If You Want Loyalty, Buy A Dog

 

Article #5 of 7 in “REFRAMING AGRIMARKETING”

This blog post is part of a series originally posted with Quarry Integrated Communications.

Just because farmers buy your product repeatedly doesn’t mean they like you. And, for the moment, that might be okay.

Repeat buying has been synonymous with loyalty in the ag industry for years. But it’s a misguided notion. There are plenty of reasons, beyond loyalty and the emotional commitment it implies, for a customer to use a product year after year. The key is to figure out why they buy from you and help secure and bolster that reasoning year over year.

Let’s look at an example of brands that have true customer loyalty. Without naming names, I invite you to go to the kitchen or home section of a rural hardware store. Now look for a cookie jar, mailbox or bath towel that’s emblazoned with the logo of a brand normally associated with farm products. Believe me, they exist! When a customer is willing to pay to display a brand—much like they buy merchandise for their favourite sports team—you know that that brand commands a deep down emotional connection with their customers. 

These brands transcend mere functional competitive advantages. They have an emotional engagement with customers that helps them withstand the occasional product bomb. But such brands are a rarity. 

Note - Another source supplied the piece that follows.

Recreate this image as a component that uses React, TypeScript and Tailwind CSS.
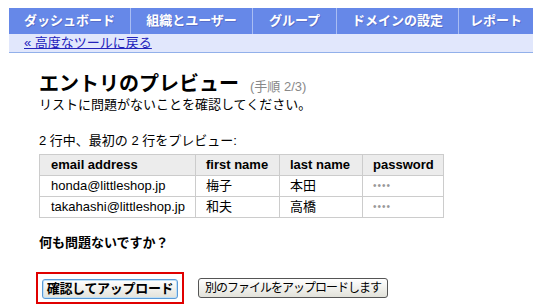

Most other brands rely on other forms of retention. In some cases, farmers may use a product because it’s the only one on the market that fulfills a particular functional need (at least until a competitor fulfills an equivalent role.) Or, it may be part of an integrated and proprietary system that’s so effective or convenient that farmers feel compelled or locked into to using it (despite how the farmer might otherwise feel about the brand). It could be that the product is a shopping-cart topper that helps farmers boost their total purchase and get more out a manufacturer’s rebate or discount program. Or, of course, the brand could keep customers simply by being the cheapest product in a commoditized category.  

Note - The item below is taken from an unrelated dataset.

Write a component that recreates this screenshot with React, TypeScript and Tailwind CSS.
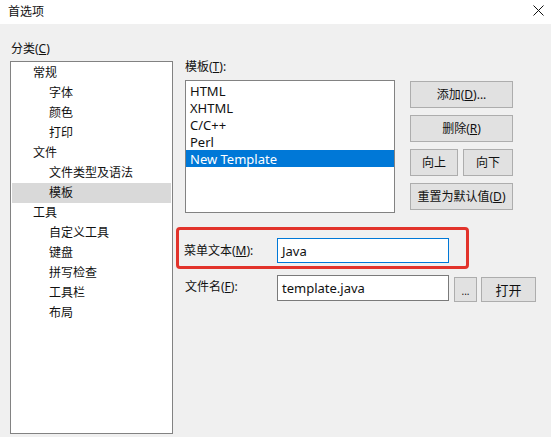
const tree: { label: string; depth: number; selected?: boolean }[] = [
	{ label: "常规", depth: 0 },
	{ label: "字体", depth: 1 },
	{ label: "颜色", depth: 1 },
	{ label: "打印", depth: 1 },
	{ label: "文件", depth: 0 },
	{ label: "文件类型及语法", depth: 1 },
	{ label: "模板", depth: 1, selected: true },
	{ label: "工具", depth: 0 },
	{ label: "自定义工具", depth: 1 },
	{ label: "键盘", depth: 1 },
	{ label: "拼写检查", depth: 1 },
	{ label: "工具栏", depth: 1 },
	{ label: "布局", depth: 1 },
];

const templates = ["HTML", "XHTML", "C/C++", "Perl", "New Template"];

function Btn({ children, className = "" }: { children: React.ReactNode; className?: string }) {
	return (
		<div
			className={`flex h-[27px] items-center justify-center border border-[#adadad] bg-[#e1e1e1] text-[12px] ${className}`}
		>
			{children}
		</div>
	);
}

export default function App() {
	return (
		<div className="flex h-[437px] w-[551px] flex-col overflow-hidden bg-[#f0f0f0] font-['Noto_Sans','Noto_Sans_CJK_SC',sans-serif] text-[12px] leading-[16px] text-[#111]">
			{/* title bar */}
			<div className="flex h-[24px] items-center justify-between bg-white pl-[8px] pr-[7px]">
				<span className="text-[12px]">首选项</span>
				<svg width="11" height="11" viewBox="0 0 11 11" className="mb-[3px]">
					<path d="M0.5 0.5 L10.5 10.5 M10.5 0.5 L0.5 10.5" stroke="#111" strokeWidth="1" />
				</svg>
			</div>

			<div className="flex flex-1">
				{/* category column */}
				<div className="ml-[10px] flex w-[163px] flex-col">
					<div className="mt-[17px] pl-[1px]">
						分类(<u>C</u>)
					</div>
					<div className="mt-[4px] h-[373px] border border-[#828282] bg-white px-[1px] pt-[1px]">
						{tree.map((t) => (
							<div
								key={t.label}
								className={`flex h-[20px] items-center ${t.depth ? "pl-[37px]" : "pl-[21px]"} ${t.selected ? "bg-[#d9d9d9]" : ""}`}
							>
								{t.label}
							</div>
						))}
					</div>
				</div>

				{/* right side */}
				<div className="ml-[12px] flex flex-col">
					<div className="mt-[35px]">
						模板(<u>T</u>):
					</div>
					<div className="mt-[5px] flex">
						<div className="h-[133px] w-[210px] border border-[#828282] bg-white pt-[1px]">
							{templates.map((t, i) => (
								<div
									key={t}
									className={`flex h-[17px] items-center pl-[4px] text-[13px] ${i === 4 ? "bg-[#0078d7] text-white" : ""}`}
								>
									{t}
								</div>
							))}
						</div>
						<div className="ml-[15px] mt-[1px] flex w-[103px] flex-col gap-[7px]">
							<Btn>
								添加(<u>D</u>)...
							</Btn>
							<Btn>
								删除(<u>R</u>)
							</Btn>
							<div className="flex justify-between">
								<Btn className="w-[48px]">向上</Btn>
								<Btn className="w-[50px]">向下</Btn>
							</div>
							<Btn>
								重置为默认值(<u>D</u>)
							</Btn>
						</div>
					</div>

					{/* highlighted menu text row */}
					<div className="-ml-[9px] mt-[14px] flex h-[42px] w-[293px] items-center rounded-[4px] border-[3px] border-[#e2332b] pl-[5px] pt-[5px]">
						<span className="w-[93px]">
							菜单文本(<u>M</u>):
						</span>
						<div className="flex h-[25px] w-[172px] items-center border border-[#0078d7] bg-white pl-[4px] text-[13px]">
							Java
						</div>
					</div>

					<div className="mt-[6px] flex items-start">
						<span className="mt-[4px] w-[92px]">
							文件名(<u>F</u>):
						</span>
						<div className="flex h-[26px] w-[172px] items-center border border-[#7a7a7a] bg-white pl-[4px] text-[13px]">
							template.java
						</div>
						<div className="ml-[5px] mt-[2px] flex h-[25px] w-[23px] items-end justify-center border border-[#adadad] bg-[#e1e1e1] pb-[5px] text-[10px] leading-[10px]">
							...
						</div>
						<div className="ml-[4px] mt-[2px] flex h-[25px] w-[55px] items-center justify-center border border-[#adadad] bg-[#e1e1e1] text-[13px]">
							打开
						</div>
					</div>
				</div>
			</div>
		</div>
	);
}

In my experience, you really can’t have a true brand loyalty without some other forms of retention. But the converse isn’t true: just because you rely on several forms of retention tactics doesn't mean you’ll create a great customer-centric brand. That’s because these tactics are, at the end of the day, product-centric. 

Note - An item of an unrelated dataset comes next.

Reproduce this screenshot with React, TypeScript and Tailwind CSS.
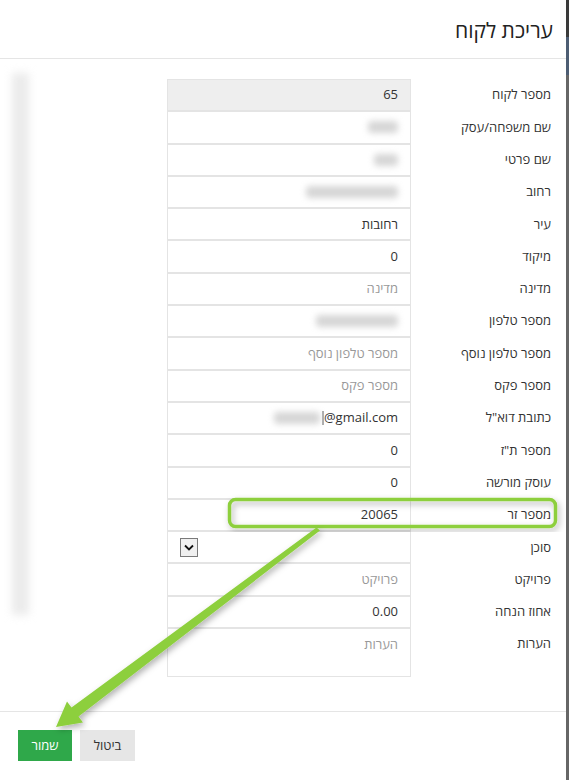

What’s really required to create a great brand is continuous innovation that’s based on a real understanding of customers. Ideally this innovation takes place across all business functions, not just one, so that marketing, sales, loyalty programming, customer events, sales and product design all have a role to play. The key to this innovation is to ensure that it’s based on the same understanding of the customer, shared across the organization. When you have this kind of alignment — between customer motivation and company innovation and between an ag company’s business functions — that’s when customer centric thinking leads to great customer experiences.